GIVEN INFORMATION
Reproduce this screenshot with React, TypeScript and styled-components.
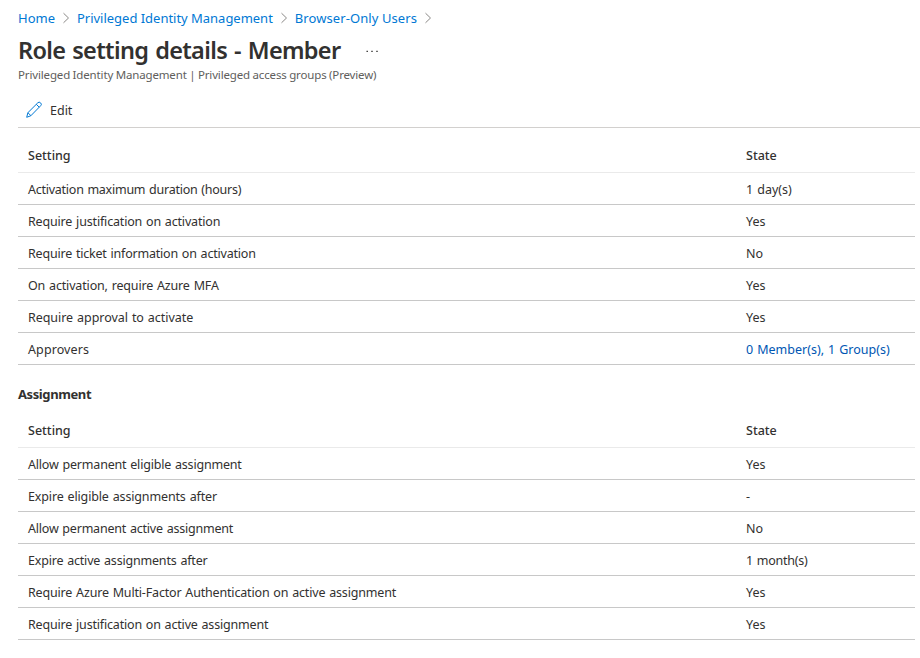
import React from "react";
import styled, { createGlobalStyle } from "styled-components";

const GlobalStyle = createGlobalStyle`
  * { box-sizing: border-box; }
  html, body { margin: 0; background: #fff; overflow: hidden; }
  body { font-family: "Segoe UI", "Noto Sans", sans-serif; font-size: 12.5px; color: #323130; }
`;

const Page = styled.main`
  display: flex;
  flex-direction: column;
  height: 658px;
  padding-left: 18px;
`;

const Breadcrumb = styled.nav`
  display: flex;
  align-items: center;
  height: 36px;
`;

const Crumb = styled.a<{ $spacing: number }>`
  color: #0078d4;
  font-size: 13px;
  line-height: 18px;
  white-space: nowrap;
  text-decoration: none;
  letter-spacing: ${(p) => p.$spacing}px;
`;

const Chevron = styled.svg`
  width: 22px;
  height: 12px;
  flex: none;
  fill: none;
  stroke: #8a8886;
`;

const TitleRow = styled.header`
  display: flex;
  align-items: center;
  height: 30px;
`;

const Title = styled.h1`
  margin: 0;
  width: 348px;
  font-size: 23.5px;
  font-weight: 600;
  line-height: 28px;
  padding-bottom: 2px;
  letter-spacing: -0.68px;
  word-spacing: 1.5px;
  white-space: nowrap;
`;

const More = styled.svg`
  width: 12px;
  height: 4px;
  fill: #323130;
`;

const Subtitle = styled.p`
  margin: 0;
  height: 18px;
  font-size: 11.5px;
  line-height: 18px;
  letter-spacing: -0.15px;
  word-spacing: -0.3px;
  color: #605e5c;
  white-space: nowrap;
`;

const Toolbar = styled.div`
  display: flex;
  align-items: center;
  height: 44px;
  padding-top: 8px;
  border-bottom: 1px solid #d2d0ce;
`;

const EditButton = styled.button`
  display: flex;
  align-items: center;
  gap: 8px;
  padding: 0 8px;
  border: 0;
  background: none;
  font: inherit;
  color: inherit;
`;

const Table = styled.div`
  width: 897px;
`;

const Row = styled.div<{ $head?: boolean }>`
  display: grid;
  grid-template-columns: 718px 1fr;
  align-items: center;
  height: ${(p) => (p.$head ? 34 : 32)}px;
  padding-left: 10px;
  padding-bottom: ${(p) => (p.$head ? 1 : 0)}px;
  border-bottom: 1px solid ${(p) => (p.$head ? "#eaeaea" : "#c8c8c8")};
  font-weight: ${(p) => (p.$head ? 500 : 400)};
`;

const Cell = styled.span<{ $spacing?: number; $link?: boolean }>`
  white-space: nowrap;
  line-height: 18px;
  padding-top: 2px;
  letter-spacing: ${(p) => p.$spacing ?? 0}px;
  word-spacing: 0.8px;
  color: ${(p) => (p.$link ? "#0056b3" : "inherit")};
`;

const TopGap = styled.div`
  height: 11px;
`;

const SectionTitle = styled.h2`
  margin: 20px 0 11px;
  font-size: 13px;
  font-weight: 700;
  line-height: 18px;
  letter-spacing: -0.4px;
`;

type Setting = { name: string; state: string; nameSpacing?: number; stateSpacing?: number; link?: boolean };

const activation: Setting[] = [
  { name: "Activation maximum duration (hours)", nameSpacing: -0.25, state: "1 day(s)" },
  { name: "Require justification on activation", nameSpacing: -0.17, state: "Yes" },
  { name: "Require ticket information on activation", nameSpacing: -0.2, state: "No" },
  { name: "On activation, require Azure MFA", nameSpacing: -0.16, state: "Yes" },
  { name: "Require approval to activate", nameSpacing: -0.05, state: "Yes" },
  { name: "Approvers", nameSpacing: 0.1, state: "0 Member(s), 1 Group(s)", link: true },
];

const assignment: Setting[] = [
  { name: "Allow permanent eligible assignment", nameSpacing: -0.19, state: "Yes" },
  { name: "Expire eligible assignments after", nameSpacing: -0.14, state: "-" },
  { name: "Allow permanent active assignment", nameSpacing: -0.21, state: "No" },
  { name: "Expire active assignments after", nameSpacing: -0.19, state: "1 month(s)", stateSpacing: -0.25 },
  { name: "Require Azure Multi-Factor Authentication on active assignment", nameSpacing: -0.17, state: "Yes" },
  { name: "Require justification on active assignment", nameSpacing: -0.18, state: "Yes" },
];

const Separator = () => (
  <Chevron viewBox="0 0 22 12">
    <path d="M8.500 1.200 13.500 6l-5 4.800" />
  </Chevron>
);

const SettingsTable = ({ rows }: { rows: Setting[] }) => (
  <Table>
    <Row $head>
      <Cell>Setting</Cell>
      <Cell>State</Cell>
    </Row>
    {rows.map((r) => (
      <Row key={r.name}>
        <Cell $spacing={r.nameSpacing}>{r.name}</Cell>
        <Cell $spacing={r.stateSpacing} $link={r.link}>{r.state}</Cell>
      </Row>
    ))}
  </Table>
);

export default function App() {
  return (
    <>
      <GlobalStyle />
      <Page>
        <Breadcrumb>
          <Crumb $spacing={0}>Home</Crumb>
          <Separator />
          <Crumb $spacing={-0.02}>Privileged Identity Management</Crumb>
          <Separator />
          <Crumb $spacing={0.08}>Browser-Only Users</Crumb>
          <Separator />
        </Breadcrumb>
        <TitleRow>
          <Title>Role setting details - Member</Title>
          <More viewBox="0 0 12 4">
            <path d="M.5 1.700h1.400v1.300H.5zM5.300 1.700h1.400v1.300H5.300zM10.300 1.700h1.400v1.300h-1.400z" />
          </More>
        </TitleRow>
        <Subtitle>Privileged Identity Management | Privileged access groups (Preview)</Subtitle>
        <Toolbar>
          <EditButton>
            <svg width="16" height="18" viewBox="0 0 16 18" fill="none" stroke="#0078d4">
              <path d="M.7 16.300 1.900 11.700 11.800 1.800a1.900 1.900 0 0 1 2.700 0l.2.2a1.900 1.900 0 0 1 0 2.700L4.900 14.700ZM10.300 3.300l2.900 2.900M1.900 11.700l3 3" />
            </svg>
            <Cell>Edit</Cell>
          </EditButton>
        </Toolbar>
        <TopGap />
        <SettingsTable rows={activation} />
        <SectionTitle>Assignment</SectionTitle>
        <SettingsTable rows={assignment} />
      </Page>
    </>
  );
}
...
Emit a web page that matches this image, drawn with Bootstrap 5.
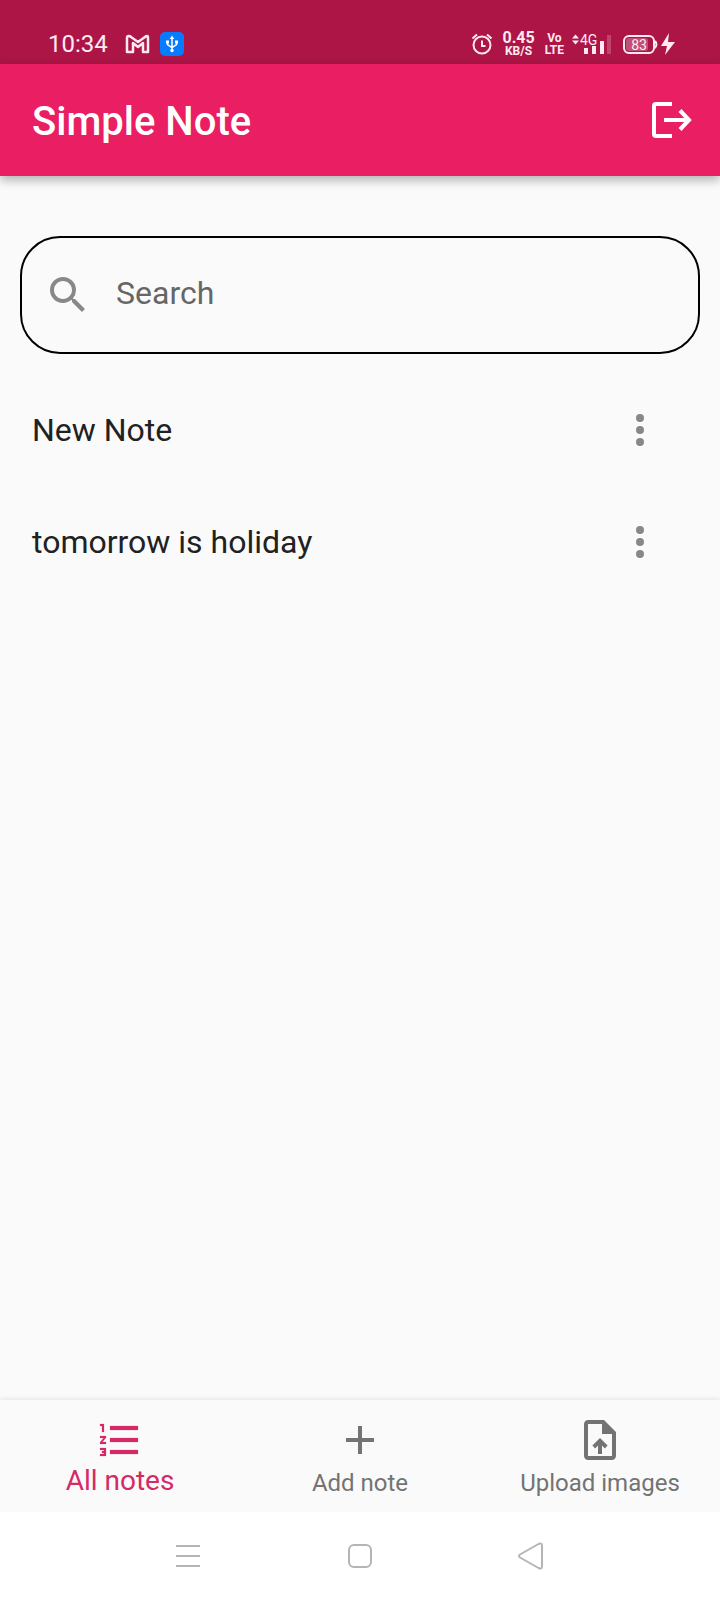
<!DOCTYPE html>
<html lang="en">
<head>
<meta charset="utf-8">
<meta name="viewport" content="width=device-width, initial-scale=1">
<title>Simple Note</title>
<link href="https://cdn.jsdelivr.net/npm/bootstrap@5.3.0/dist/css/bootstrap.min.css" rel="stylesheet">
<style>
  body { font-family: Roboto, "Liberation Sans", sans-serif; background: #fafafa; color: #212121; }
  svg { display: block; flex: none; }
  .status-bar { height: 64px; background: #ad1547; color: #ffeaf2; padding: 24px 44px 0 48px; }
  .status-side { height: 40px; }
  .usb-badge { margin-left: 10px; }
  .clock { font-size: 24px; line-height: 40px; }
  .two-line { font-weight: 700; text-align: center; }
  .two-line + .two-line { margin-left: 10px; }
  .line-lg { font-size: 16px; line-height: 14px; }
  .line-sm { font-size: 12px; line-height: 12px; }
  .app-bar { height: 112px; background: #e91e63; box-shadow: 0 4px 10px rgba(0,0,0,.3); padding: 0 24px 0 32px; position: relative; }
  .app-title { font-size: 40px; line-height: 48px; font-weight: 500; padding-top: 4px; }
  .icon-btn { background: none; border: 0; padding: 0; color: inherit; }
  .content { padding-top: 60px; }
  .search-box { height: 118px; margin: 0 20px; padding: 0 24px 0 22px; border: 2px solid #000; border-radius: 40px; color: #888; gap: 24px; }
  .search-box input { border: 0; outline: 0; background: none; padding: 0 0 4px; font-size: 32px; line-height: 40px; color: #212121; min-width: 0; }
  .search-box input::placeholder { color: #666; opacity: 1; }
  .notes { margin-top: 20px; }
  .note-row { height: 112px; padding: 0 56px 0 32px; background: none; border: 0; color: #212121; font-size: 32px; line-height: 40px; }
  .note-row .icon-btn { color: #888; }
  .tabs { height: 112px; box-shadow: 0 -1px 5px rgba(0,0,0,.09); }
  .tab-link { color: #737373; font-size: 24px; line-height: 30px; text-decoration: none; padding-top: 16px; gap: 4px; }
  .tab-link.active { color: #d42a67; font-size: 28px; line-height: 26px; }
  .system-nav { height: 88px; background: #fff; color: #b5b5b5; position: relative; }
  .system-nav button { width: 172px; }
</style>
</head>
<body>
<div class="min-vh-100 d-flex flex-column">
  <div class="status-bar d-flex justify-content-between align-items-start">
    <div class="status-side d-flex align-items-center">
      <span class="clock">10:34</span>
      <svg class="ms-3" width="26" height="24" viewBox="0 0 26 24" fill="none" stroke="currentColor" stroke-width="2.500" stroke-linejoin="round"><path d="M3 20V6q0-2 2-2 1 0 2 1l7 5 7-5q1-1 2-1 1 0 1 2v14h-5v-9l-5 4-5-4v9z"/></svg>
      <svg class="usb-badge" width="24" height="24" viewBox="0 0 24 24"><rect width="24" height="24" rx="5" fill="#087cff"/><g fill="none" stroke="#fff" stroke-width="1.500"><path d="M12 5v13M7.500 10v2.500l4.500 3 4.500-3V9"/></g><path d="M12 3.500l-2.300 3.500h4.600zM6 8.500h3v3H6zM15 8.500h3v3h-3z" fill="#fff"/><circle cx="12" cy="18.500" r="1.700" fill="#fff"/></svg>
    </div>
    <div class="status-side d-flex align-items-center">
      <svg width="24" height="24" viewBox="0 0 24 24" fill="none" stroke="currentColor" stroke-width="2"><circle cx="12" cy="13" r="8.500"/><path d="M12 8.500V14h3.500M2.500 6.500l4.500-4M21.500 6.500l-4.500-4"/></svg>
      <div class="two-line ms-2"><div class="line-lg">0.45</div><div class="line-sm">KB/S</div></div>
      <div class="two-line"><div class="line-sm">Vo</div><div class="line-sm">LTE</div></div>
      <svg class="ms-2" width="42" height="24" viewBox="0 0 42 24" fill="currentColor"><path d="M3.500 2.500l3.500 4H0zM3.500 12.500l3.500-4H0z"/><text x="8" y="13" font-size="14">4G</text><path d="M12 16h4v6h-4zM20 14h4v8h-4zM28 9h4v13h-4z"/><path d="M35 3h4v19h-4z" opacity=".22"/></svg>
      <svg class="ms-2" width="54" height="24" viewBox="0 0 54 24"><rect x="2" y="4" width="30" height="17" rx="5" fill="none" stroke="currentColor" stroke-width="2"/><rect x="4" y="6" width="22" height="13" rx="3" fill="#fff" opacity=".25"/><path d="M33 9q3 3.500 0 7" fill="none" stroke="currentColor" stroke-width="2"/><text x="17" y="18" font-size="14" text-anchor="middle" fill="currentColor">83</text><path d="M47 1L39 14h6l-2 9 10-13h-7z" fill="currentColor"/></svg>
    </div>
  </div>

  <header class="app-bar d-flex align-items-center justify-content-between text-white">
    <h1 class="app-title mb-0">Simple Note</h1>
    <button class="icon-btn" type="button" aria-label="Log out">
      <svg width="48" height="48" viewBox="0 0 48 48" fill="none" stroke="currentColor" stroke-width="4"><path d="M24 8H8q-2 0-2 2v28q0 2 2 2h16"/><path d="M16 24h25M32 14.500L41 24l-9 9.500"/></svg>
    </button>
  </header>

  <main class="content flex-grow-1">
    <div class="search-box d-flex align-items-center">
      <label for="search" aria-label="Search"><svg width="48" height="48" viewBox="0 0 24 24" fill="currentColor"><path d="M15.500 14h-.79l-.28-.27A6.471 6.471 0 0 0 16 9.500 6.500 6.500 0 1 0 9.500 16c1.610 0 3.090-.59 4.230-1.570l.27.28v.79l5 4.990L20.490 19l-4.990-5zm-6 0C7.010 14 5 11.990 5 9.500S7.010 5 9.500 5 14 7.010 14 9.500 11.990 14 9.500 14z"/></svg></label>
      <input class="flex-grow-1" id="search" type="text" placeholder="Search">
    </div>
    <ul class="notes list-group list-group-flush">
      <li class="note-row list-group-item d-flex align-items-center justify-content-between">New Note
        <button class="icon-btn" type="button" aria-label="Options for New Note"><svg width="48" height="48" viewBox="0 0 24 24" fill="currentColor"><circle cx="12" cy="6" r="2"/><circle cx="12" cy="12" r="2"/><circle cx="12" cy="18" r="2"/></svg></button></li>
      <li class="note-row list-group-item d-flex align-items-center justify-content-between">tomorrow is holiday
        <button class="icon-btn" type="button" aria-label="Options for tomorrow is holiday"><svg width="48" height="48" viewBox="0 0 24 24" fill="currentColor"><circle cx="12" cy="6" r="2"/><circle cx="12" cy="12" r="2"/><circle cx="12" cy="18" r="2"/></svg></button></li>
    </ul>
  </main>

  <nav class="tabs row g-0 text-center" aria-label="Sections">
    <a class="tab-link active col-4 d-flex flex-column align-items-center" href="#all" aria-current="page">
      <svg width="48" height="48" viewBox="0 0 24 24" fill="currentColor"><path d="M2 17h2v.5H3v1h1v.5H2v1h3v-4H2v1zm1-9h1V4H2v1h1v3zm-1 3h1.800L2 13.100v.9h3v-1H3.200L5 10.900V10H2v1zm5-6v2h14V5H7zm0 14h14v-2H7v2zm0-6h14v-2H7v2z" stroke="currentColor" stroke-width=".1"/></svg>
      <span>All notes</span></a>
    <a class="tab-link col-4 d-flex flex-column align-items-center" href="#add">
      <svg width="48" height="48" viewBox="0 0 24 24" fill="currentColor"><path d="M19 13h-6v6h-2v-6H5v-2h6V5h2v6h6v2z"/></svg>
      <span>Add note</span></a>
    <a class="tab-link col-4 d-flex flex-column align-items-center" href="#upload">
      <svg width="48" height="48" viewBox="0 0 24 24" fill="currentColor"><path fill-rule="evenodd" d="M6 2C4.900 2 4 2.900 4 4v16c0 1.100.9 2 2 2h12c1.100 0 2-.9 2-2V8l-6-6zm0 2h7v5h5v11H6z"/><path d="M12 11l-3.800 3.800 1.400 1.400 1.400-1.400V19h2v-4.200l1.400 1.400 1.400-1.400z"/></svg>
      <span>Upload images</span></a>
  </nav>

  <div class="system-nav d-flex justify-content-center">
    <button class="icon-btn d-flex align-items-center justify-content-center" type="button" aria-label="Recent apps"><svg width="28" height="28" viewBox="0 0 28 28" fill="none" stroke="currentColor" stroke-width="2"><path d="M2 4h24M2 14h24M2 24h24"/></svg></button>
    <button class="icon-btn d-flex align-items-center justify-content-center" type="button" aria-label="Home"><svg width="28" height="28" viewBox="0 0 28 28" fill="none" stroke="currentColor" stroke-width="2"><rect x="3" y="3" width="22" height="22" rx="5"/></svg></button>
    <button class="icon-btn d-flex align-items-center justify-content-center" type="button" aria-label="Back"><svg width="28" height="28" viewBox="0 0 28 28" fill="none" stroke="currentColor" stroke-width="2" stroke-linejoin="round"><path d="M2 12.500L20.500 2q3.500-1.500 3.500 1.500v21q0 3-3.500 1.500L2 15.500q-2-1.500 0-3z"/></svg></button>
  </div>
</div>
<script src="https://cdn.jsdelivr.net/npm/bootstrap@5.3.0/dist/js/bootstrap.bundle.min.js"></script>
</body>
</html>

WHAT IS BEING ASKED
Pull out all lines containing the word "React" from the entries above.

RESPONSE TO THIS TASK
Reproduce this screenshot with React, TypeScript and styled-components.
import React from "react";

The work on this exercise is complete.